As a broker with specialists in both residential and commercial mortgages, the Revolution Brokers team often hears from clients who are surprised to be quoted interest rates much higher on a commercial mortgage than they’ve paid on a private home.
The reality is that commercial mortgages are considerably different products from residential mortgage for mixed use property.
While the basics – a loan to cover the cost of buying property – are the same, the rules are not.
Today we’ll explain why commercial mortgages tend to come at a higher cost to help you prepare for a successful business mortgage application.
Assessment Processes in Residential and Commercial Mortgages
One of the first factors is that a business mortgage isn’t based on your personal income. We appreciate that it might feel strange if you:
- Take out a residential mortgage with your regular bank or lender.
- Then apply for a commercial mortgage of a similar value – but are offered very different rates!
The director or company owner applying for a business mortgage might need to answer completely different questions since the lender will want to know the purpose of the purchase and what you plan to do with the property.

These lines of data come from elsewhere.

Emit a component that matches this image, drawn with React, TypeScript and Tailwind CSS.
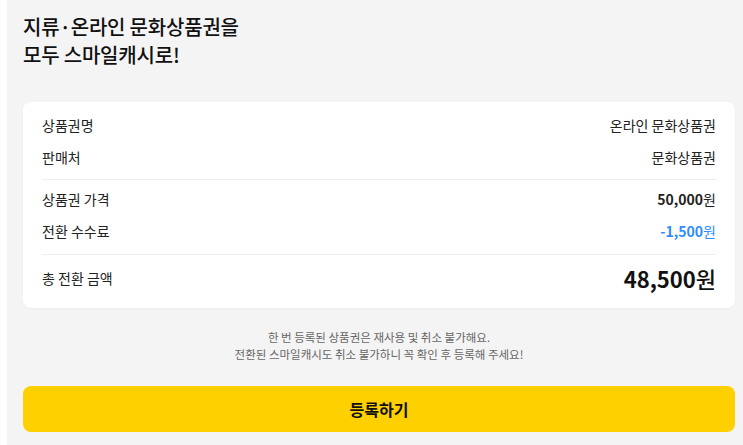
import React from "react";

const font = {
  fontFamily: '"Noto Sans CJK KR", "Noto Sans", sans-serif',
};

type RowProps = {
  label: string;
  value: React.ReactNode;
  className?: string;
};

function Row({ label, value, className = "" }: RowProps) {
  return (
    <div className={`flex h-5 items-center justify-between ${className}`}>
      <span className="text-[14px] text-[#222]">{label}</span>
      <span className="text-[14px] text-[#222]">{value}</span>
    </div>
  );
}

function Won({ amount, color = "text-[#222]" }: { amount: string; color?: string }) {
  return (
    <span className={`${color} text-[14px]`}>
      <span className="font-bold">{amount}</span>
      <span className="font-normal">원</span>
    </span>
  );
}

export default function App() {
  return (
    <div style={font} className="min-h-[445px] bg-white">
      <div className="ml-[7px] min-h-[445px] bg-[#f4f4f4] pl-4 pr-2">
        <h1 className="pt-[13px] text-[20px] font-medium leading-[28px] tracking-[-0.01em] text-[#111]">
          지류·온라인 문화상품권을
          <br />
          모두 스마일캐시로!
        </h1>

        <div className="mt-[33px] rounded-lg bg-white px-[19px] pb-4 pt-[13px] shadow-[0_1px_2px_rgba(0,0,0,0.03)]">
          <div className="flex flex-col gap-3">
            <Row label="상품권명" value="온라인 문화상품권" />
            <Row label="판매처" value="문화상품권" />
          </div>
          <div className="mb-[9px] mt-3 h-px bg-[#eeeeee]" />
          <div className="flex flex-col gap-3">
            <Row label="상품권 가격" value={<Won amount="50,000" />} />
            <Row label="전환 수수료" value={<Won amount="-1,500" color="text-[#2f8cff]" />} />
          </div>
          <div className="mb-[9px] mt-[13px] h-px bg-[#eeeeee]" />
          <div className="flex h-7 items-center justify-between">
            <span className="text-[14px] text-[#222]">총 전환 금액</span>
            <span className="text-[22px] text-[#111]">
              <span className="font-bold">48,500</span>
              <span className="font-medium">원</span>
            </span>
          </div>
        </div>

        <p className="mt-[21px] text-center text-[11.5px] leading-[17px] text-[#666]">
          한 번 등록된 상품권은 재사용 및 취소 불가해요.
          <br />
          전환된 스마일캐시도 취소 불가하니 꼭 확인 후 등록해 주세요!
        </p>

        <button
          type="button"
          className="mt-[23px] flex h-[46px] w-full items-center justify-center rounded-lg bg-[#ffd000] text-[16px] font-bold text-[#111]"
        >
          등록하기
        </button>
      </div>
    </div>
  );
}
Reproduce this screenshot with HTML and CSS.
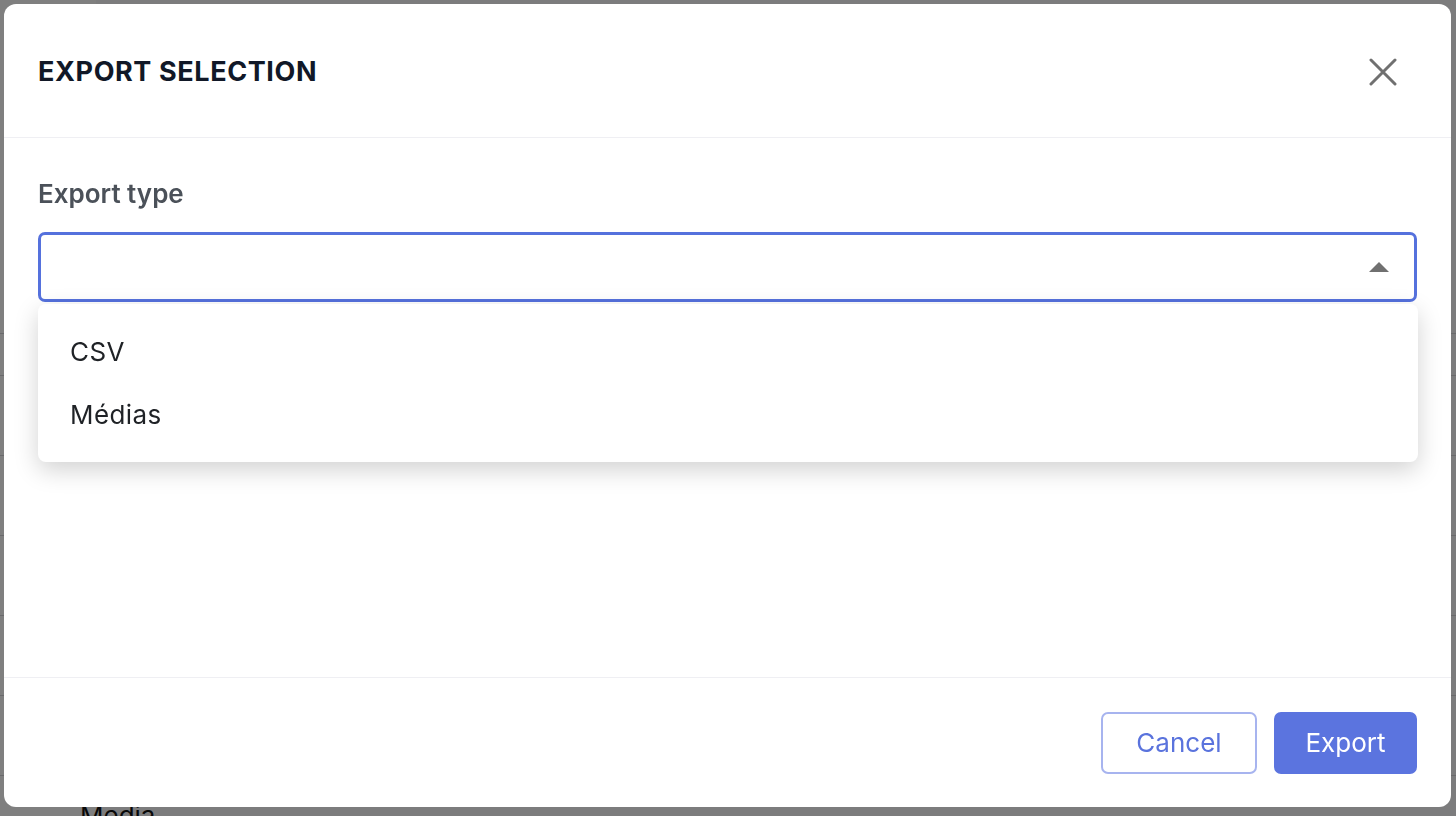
FILE: index.html
```html
<!DOCTYPE html>
<html lang="fr">
<head>
  <meta charset="UTF-8">
  <title>Export selection</title>
  <link rel="stylesheet" href="styles.css">
</head>
<body>

  <div class="page">
    <div class="page-head"></div>
    <div class="row short"></div>
    <div class="row"></div>
    <div class="row"></div>
    <div class="row"></div>
    <div class="row"></div>
    <div class="row"></div>
    <div class="row"><span class="cell">Media</span></div>
  </div>

  <div class="overlay">
    <div class="modal">
      <div class="modal-header">
        <h2>EXPORT SELECTION</h2>
        <button class="close-btn" aria-label="Close">
          <svg width="28" height="28" viewBox="0 0 28 28">
            <path d="M2 2 L26 26 M26 2 L2 26" stroke="#707070" stroke-width="3" stroke-linecap="round"/>
          </svg>
        </button>
      </div>

      <div class="modal-body">
        <label>Export type</label>
        <div class="field">
          <div class="select">
            <span class="caret"></span>
          </div>
          <ul class="dropdown">
            <li>CSV</li>
            <li>Médias</li>
          </ul>
        </div>
      </div>

      <div class="modal-footer">
        <button class="btn btn-outline">Cancel</button>
        <button class="btn btn-primary">Export</button>
      </div>
    </div>
  </div>

</body>
</html>
```

FILE: styles.css
```css
* {
  box-sizing: border-box;
}

html, body {
  margin: 0;
  height: 100%;
  overflow: hidden;
}

body {
  font-family: Inter, 'Noto Sans', sans-serif;
  background: #f8f8fb;
}

/* page behind the dialog */
.page {
  height: 100vh;
  background: linear-gradient(to right, #fff 96px, #f8f8fb 96px);
}

.page-head {
  height: 333px;
}

.row {
  height: 80px;
  border-top: 1px solid #d4d4d8;
  display: flex;
  align-items: center;
  padding-left: 80px;
  font-size: 26px;
  color: #111;
}

.row.short {
  height: 42px;
}

/* dialog */
.overlay {
  position: fixed;
  top: 0; left: 0; right: 0; bottom: 0;
  background: rgba(0, 0, 0, 0.5);
  padding: 4px 5px 9px 4px;
  display: flex;
}

.modal {
  flex: 1;
  background: #fff;
  border-radius: 12px;
  display: flex;
  flex-direction: column;
}

.modal-header {
  height: 134px;
  border-bottom: 1px solid #efeff3;
  display: flex;
  align-items: center;
  justify-content: space-between;
  padding: 2px 54px 0 34px;
}

.modal-header h2 {
  margin: 0;
  font-size: 27px;
  font-weight: 700;
  letter-spacing: 0.6px;
  color: #111827;
}

.close-btn {
  background: none;
  border: none;
  padding: 0;
  width: 28px;
  height: 28px;
  cursor: pointer;
}

.close-btn svg {
  display: block;
}

.modal-body {
  flex: 1;
  padding: 40px 34px 0 34px;
}

label {
  display: block;
  font-size: 26px;
  line-height: 32px;
  font-weight: 600;
  color: #4b5159;
  margin-bottom: 22px;
}

.field {
  position: relative;
}

.select {
  height: 70px;
  border: 3px solid #5571dd;
  border-radius: 7px;
  display: flex;
  align-items: center;
  justify-content: flex-end;
  padding-right: 25px;
}

.caret {
  width: 0;
  height: 0;
  border-left: 10px solid transparent;
  border-right: 10px solid transparent;
  border-bottom: 10px solid #707070;
}

.dropdown {
  position: absolute;
  top: calc(100% + 2px);
  left: 0;
  right: -1px;
  margin: 0;
  padding: 16px 0;
  list-style: none;
  background: #fff;
  border-radius: 8px;
  box-shadow: 0 8px 24px rgba(0, 0, 0, 0.18);
}

.dropdown li {
  height: 63px;
  line-height: 63px;
  padding-left: 32px;
  font-size: 26px;
  letter-spacing: 0.4px;
  color: #1f2226;
}

.modal-footer {
  height: 130px;
  border-top: 1px solid #efeff3;
  display: flex;
  align-items: center;
  justify-content: flex-end;
  gap: 17px;
  padding: 0 34px 0 0;
}

.btn {
  height: 62px;
  padding: 0;
  border-radius: 7px;
  font-family: inherit;
  font-size: 26px;
  cursor: pointer;
}

.btn-outline {
  width: 156px;
  background: #fff;
  border: 2px solid #a7b4ef;
  color: #5a73dd;
}

.btn-primary {
  width: 143px;
  background: #5b74df;
  border: 2px solid #5b74df;
  color: #fff;
}
```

A lot depends on whether you’re applying for an owner-occupier mortgage to finance a trading premise or a commercial mortgage to invest in a rental property.
If that latter, your mortgage assessment will focus on the anticipated rental income and how easily that revenue will cover the mortgage costs.
Commercial mortgages also require a business plan, setting out how the acquisition will benefit the business and forecasting future financials.
Interest Rates on UK Business Mortgages
There are two parts to mortgage brokers costs – the interest rates and the other charges. We’ll start with interest rates, which are always higher on commercial lending.
Banks and mortgage lenders perceive that businesses bring a higher risk of default, perhaps supported by the fact that a company is more likely to go bust or close down than an individual to declare bankruptcy.
Business mortgage defaults are also common where:
- The borrowing company experiences a dip in trading or a cash flow crisis.
- Rental income from a commercial investment property is late.
- The property is empty or between tenancies.
- Market conditions in the business sector slump.
If a borrower defaults, the worst-case scenario is that the lender needs to repossess the property and sell it in a liquidation sale to recoup as much of their lost funds as possible.
This situation is highly undesirable since liquidation sales often sell far beneath the normal market value, so the lender will increase the interest rates to offset that higher exposure.
Commercial Mortgage Average Costs
Next, let’s talk about application and valuation costs.
A valuation or surveyors’ report on a commercial property will be more costly than a residential survey. There are more regulations to comply with and considerations for landlords around factors such as:
- HMO licensing rules
- Fire safety precautions
- Security and safety
- Gas safety certifications
Residential properties are usually much easier to value. While a surveyor will look for issues such as damp, subsidence, faulty wiring, and asbestos, the home’s layout is likely smaller, and there are fewer aspects of the property to inspect.
Therefore, you can expect to budget for valuation surveys and possibly mortgage lender charges such as application fees.
Legal expenses and stamp duty are also crucial factors to build into your costs.
Deposit Payment Requirements on Commercial Mortgages
As with everything we’ve mentioned, down payments on a commercial mortgage are almost always higher than on a residential loan.
Private properties can be mortgaged with deposits of around 10% on average and 5% with initiatives such as the Mortgage Guarantee Scheme.
There are even 100% LTV mortgages available, although that depends on the circumstances.
For a commercial property purchase, you can expect to pay at least a 25% deposit, and sometimes considerably more, depending on the reason for the purchase, the value of the property, and the viability of your business plan.
Business Mortgage Processing Times
Commercial mortgage lending isn’t regulated like residential mortgages, so the positive is that lenders have far greater flexibility to negotiate and customise each offer to the specifics of the applying business.
Processing times vary but are usually a good six weeks, if not a little longer, because the lender will need to conduct assessments and checks before deciding whether to proceed.
You might also be asked for a meeting with the bank, potentially at your premises, so that they can get a good idea about your business plan and whether the risk associated with the commercial loan fits within their risk profile.